MATERIAL -
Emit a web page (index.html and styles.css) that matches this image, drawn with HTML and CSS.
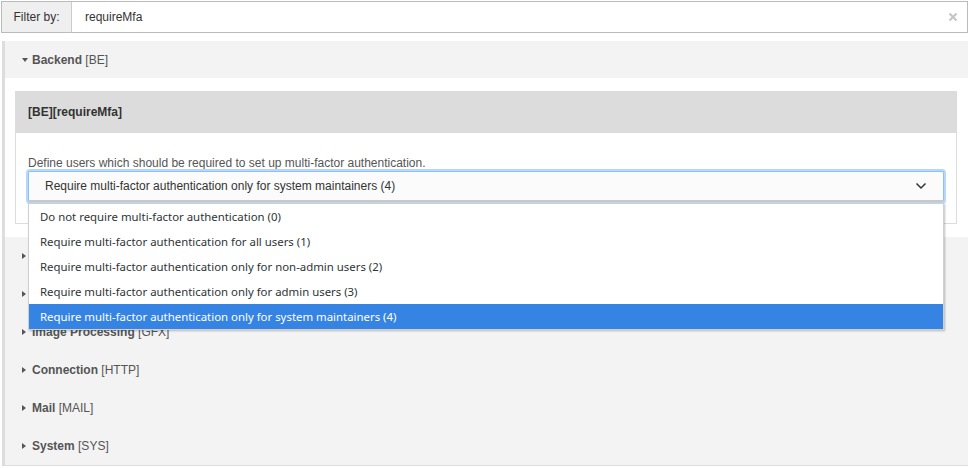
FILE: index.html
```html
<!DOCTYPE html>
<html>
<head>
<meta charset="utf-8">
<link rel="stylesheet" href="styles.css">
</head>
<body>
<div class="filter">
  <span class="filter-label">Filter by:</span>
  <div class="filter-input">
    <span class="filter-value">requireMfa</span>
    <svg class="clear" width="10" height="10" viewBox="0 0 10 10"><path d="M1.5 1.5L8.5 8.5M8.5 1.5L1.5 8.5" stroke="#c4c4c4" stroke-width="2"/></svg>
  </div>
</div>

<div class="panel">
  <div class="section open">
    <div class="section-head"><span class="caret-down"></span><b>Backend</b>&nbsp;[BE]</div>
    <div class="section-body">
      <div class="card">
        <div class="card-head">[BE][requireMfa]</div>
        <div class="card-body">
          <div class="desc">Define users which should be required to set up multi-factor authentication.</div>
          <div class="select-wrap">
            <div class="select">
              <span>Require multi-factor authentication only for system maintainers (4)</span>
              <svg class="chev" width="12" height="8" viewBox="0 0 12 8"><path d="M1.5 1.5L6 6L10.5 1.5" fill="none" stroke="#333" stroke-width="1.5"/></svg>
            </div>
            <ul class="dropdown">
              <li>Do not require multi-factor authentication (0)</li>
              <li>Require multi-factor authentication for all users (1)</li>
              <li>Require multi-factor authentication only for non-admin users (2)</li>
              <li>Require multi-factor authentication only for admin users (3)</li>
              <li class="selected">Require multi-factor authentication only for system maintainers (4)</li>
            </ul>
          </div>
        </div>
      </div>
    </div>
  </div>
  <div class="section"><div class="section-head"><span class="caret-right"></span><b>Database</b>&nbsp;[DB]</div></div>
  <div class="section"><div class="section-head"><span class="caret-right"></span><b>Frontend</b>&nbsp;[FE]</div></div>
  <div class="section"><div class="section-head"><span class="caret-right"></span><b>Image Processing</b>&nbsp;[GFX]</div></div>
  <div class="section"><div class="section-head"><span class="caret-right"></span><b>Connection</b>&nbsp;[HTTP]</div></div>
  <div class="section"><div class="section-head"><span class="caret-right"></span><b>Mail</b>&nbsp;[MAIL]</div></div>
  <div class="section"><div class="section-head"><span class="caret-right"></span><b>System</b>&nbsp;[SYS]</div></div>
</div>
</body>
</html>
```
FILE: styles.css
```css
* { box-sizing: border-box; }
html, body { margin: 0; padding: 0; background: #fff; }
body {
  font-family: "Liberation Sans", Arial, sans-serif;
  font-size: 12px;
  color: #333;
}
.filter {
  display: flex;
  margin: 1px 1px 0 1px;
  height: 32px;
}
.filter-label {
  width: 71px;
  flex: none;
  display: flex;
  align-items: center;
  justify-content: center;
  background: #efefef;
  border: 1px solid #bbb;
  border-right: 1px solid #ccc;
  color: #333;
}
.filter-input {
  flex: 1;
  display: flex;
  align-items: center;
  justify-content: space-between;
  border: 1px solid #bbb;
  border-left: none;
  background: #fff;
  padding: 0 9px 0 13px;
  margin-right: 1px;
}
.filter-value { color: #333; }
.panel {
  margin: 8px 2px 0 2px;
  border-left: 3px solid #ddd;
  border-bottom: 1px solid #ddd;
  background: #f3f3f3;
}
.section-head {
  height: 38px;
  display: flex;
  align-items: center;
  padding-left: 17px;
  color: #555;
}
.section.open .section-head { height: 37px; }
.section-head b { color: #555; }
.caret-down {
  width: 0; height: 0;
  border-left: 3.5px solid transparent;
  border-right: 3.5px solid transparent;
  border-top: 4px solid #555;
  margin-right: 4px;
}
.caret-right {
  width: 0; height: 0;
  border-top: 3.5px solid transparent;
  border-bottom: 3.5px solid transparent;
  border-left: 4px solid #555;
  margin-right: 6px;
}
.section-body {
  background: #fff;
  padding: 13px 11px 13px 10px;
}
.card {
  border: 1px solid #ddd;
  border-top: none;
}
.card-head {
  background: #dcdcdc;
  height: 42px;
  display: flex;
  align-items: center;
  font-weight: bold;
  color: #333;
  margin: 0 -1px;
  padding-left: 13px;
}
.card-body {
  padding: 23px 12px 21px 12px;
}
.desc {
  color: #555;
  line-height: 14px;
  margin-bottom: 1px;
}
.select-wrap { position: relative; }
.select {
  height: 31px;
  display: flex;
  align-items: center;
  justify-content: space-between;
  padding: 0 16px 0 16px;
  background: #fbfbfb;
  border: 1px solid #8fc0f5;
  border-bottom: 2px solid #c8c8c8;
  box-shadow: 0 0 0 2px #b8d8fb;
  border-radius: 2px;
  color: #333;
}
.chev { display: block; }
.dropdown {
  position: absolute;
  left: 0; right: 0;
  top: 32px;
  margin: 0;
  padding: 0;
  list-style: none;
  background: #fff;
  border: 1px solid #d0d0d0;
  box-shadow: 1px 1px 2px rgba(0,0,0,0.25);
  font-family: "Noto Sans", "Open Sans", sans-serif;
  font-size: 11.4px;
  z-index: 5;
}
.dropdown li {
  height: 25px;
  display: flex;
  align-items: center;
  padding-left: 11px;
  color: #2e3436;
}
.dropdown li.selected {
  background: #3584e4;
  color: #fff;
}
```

TASK TO COMPLETE -
Copy the listing in full and without alteration, omitting every picture.

WRITTEN RESPONSE -
Emit a web page (index.html and styles.css) that matches this image, drawn with HTML and CSS.
FILE: index.html
```html
<!DOCTYPE html>
<html>
<head>
<meta charset="utf-8">
<link rel="stylesheet" href="styles.css">
</head>
<body>
<div class="filter">
  <span class="filter-label">Filter by:</span>
  <div class="filter-input">
    <span class="filter-value">requireMfa</span>
    <svg class="clear" width="10" height="10" viewBox="0 0 10 10"><path d="M1.5 1.5L8.5 8.5M8.5 1.5L1.5 8.5" stroke="#c4c4c4" stroke-width="2"/></svg>
  </div>
</div>

<div class="panel">
  <div class="section open">
    <div class="section-head"><span class="caret-down"></span><b>Backend</b>&nbsp;[BE]</div>
    <div class="section-body">
      <div class="card">
        <div class="card-head">[BE][requireMfa]</div>
        <div class="card-body">
          <div class="desc">Define users which should be required to set up multi-factor authentication.</div>
          <div class="select-wrap">
            <div class="select">
              <span>Require multi-factor authentication only for system maintainers (4)</span>
              <svg class="chev" width="12" height="8" viewBox="0 0 12 8"><path d="M1.5 1.5L6 6L10.5 1.5" fill="none" stroke="#333" stroke-width="1.5"/></svg>
            </div>
            <ul class="dropdown">
              <li>Do not require multi-factor authentication (0)</li>
              <li>Require multi-factor authentication for all users (1)</li>
              <li>Require multi-factor authentication only for non-admin users (2)</li>
              <li>Require multi-factor authentication only for admin users (3)</li>
              <li class="selected">Require multi-factor authentication only for system maintainers (4)</li>
            </ul>
          </div>
        </div>
      </div>
    </div>
  </div>
  <div class="section"><div class="section-head"><span class="caret-right"></span><b>Database</b>&nbsp;[DB]</div></div>
  <div class="section"><div class="section-head"><span class="caret-right"></span><b>Frontend</b>&nbsp;[FE]</div></div>
  <div class="section"><div class="section-head"><span class="caret-right"></span><b>Image Processing</b>&nbsp;[GFX]</div></div>
  <div class="section"><div class="section-head"><span class="caret-right"></span><b>Connection</b>&nbsp;[HTTP]</div></div>
  <div class="section"><div class="section-head"><span class="caret-right"></span><b>Mail</b>&nbsp;[MAIL]</div></div>
  <div class="section"><div class="section-head"><span class="caret-right"></span><b>System</b>&nbsp;[SYS]</div></div>
</div>
</body>
</html>
```
FILE: styles.css
```css
* { box-sizing: border-box; }
html, body { margin: 0; padding: 0; background: #fff; }
body {
  font-family: "Liberation Sans", Arial, sans-serif;
  font-size: 12px;
  color: #333;
}
.filter {
  display: flex;
  margin: 1px 1px 0 1px;
  height: 32px;
}
.filter-label {
  width: 71px;
  flex: none;
  display: flex;
  align-items: center;
  justify-content: center;
  background: #efefef;
  border: 1px solid #bbb;
  border-right: 1px solid #ccc;
  color: #333;
}
.filter-input {
  flex: 1;
  display: flex;
  align-items: center;
  justify-content: space-between;
  border: 1px solid #bbb;
  border-left: none;
  background: #fff;
  padding: 0 9px 0 13px;
  margin-right: 1px;
}
.filter-value { color: #333; }
.panel {
  margin: 8px 2px 0 2px;
  border-left: 3px solid #ddd;
  border-bottom: 1px solid #ddd;
  background: #f3f3f3;
}
.section-head {
  height: 38px;
  display: flex;
  align-items: center;
  padding-left: 17px;
  color: #555;
}
.section.open .section-head { height: 37px; }
.section-head b { color: #555; }
.caret-down {
  width: 0; height: 0;
  border-left: 3.5px solid transparent;
  border-right: 3.5px solid transparent;
  border-top: 4px solid #555;
  margin-right: 4px;
}
.caret-right {
  width: 0; height: 0;
  border-top: 3.5px solid transparent;
  border-bottom: 3.5px solid transparent;
  border-left: 4px solid #555;
  margin-right: 6px;
}
.section-body {
  background: #fff;
  padding: 13px 11px 13px 10px;
}
.card {
  border: 1px solid #ddd;
  border-top: none;
}
.card-head {
  background: #dcdcdc;
  height: 42px;
  display: flex;
  align-items: center;
  font-weight: bold;
  color: #333;
  margin: 0 -1px;
  padding-left: 13px;
}
.card-body {
  padding: 23px 12px 21px 12px;
}
.desc {
  color: #555;
  line-height: 14px;
  margin-bottom: 1px;
}
.select-wrap { position: relative; }
.select {
  height: 31px;
  display: flex;
  align-items: center;
  justify-content: space-between;
  padding: 0 16px 0 16px;
  background: #fbfbfb;
  border: 1px solid #8fc0f5;
  border-bottom: 2px solid #c8c8c8;
  box-shadow: 0 0 0 2px #b8d8fb;
  border-radius: 2px;
  color: #333;
}
.chev { display: block; }
.dropdown {
  position: absolute;
  left: 0; right: 0;
  top: 32px;
  margin: 0;
  padding: 0;
  list-style: none;
  background: #fff;
  border: 1px solid #d0d0d0;
  box-shadow: 1px 1px 2px rgba(0,0,0,0.25);
  font-family: "Noto Sans", "Open Sans", sans-serif;
  font-size: 11.4px;
  z-index: 5;
}
.dropdown li {
  height: 25px;
  display: flex;
  align-items: center;
  padding-left: 11px;
  color: #2e3436;
}
.dropdown li.selected {
  background: #3584e4;
  color: #fff;
}
```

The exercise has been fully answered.